If your printer pulls the paper through and keeps it perfectly straight, then you may not need to do any cutting – you can just print with the bottom and one side edge aligned with the edges of the paper. I did this with my first tumblers, but over time my designs began to print crookedly, which caused problems with lining up the other edges.
For now, I'm printing the whole image with white space around it, and cutting off the excess at the bottom edge and one side edge.
With this method, it's fine to leave the white space above the top edge and along one side.
Wrapping the Tumbler
Wrapping a tumbler with good results is something that comes to you with practice. It's a simple enough thing to do; basically, we're taping a piece of paper around a cylinder. And you may have great results right from the start!
Or, you may have a white seam line where the edges of the design meet, or have flared, white areas at the top and bottom of your finished tumbler. Or blurred sections of your design. These can all be related to wrapping, and you may go through a few test tumblers before you get your preferred method down.

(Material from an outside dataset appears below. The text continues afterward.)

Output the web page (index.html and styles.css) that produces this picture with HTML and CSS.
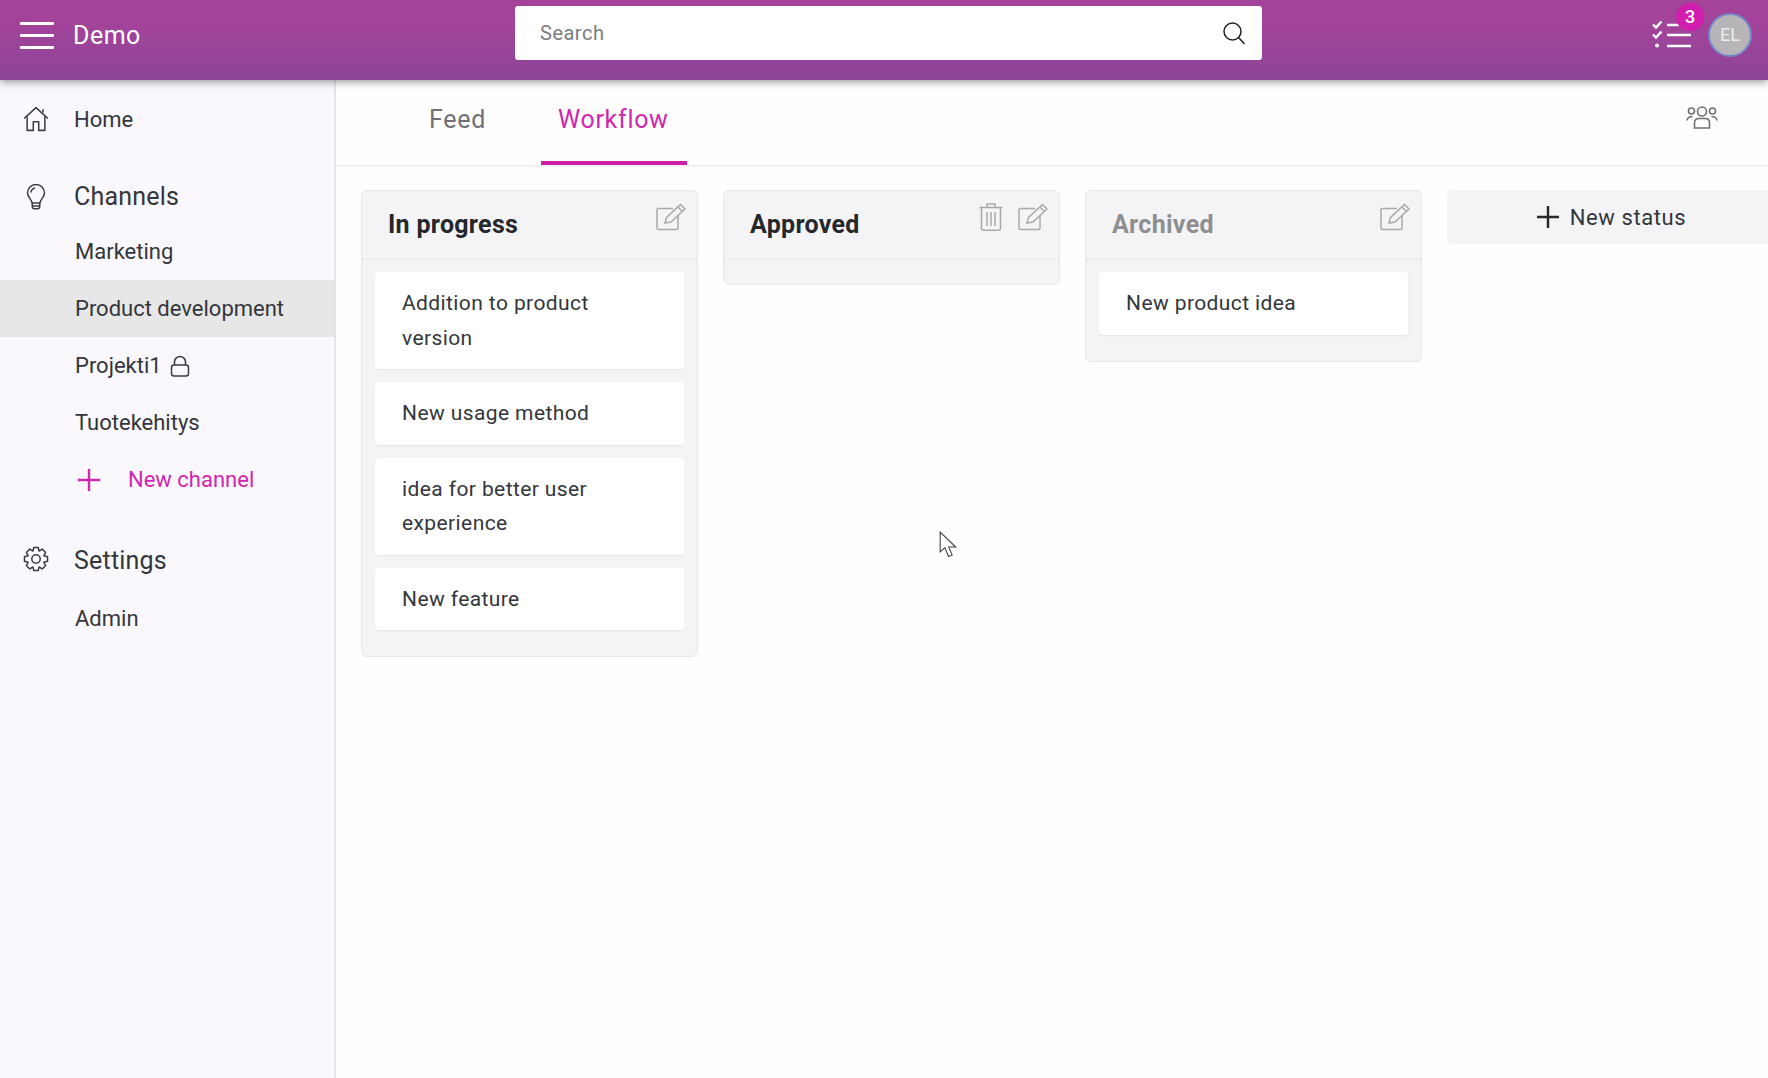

It's easier to show you a video on how I do this, than it is to try to explain. I've cobbled together tips from other crafters, tried different methods, kept some tips and given up on others. You will probably do the same, and that's part of the fun of making tumblers in your own unique way!
Your tumbler is now ready for baking! Or wrap a few more, if you want to save time or electricity by baking in batches.
Baking a Sublimation Tumbler
Now, on to the actual sublimation process. Again, you could do this in a press designed for mugs and tumblers, or you can use a convection oven. Both methods have their pros and cons, and again, you will find your favorite way of doing things.
A note if you'd like to use a tumbler press at this point – the time and temperature settings will differ, you'll use tape and no silicone bands, and you'll turn the tumbler once or even twice during the pressing. We're working on adding a tutorial to the site.
In the oven, you can complete more than one tumbler at a time, so if you have several that are already wrapped, you can do them in batches, and save yourself some time. may want to turn once, halfway through, or use a stand-up oven.
Preheat your oven – I've placed an oven thermometer inside, to get a better idea of the accurate temperature. I tend to set my oven's dial to 360 or 365 degrees, to keep an actual temperature range of between 365-380 degrees. The temperature will fluctuate, if the oven kicks on and off, or if I open the oven door to turn a tumbler.
I've found that as long as my thermometer is reading above 350 degrees, I will still get good results. Higher is better, and if the temperature sits too closely to 350 for a while, I will add a bit of baking time.
Your countertop convection toaster oven or air fryer will most likely have a rack – you can lay your tumbler on this and rotate it a half-turn, about halfway through the baking time.
If your oven is tall enough, you can also remove the rack, and stand your tumbler up, between the heat elements. Many people still turn the tumbler halfway through, for consistent baking on all sides, but you might not find it necessary, depending on your results.
I will bake a sublimation tumbler for five to six minutes. Five minutes if the temperature is reading closer to 375 degrees, and I can see the design showing through the paper. Six minutes, if I feel the temperature wasn't consistently high, or if I've just gotten distracted. (There's also the distinct smell of the ink processing, which lets me know that I forgot to open a window!) Over time, you'll recognize when a tumbler is done baking.
You'll use similar settings for other sublimation tumblers, including stainless steel and “glass can” sublimation tumblers. And if you notice something not working for you, change the process to suit what works best on your tumblers.
The Finished Product
Have a spot ready for your sublimation tumblers to cool a bit before you begin removing the tape and paper. While the tumbler is still hot enough to accept the sublimation ink, you don't want to move the paper around. This helps avoid blurring or smudging of the design while the ink is still processing.
You can let the tumblers sit until they cool completely, or until you are able to pick them up without a heat glove. At that point, they'll be too cool for any more dye to be absorbed.
Pull off any tape or bands, unwrap your paper, and voila! You have your newest creation!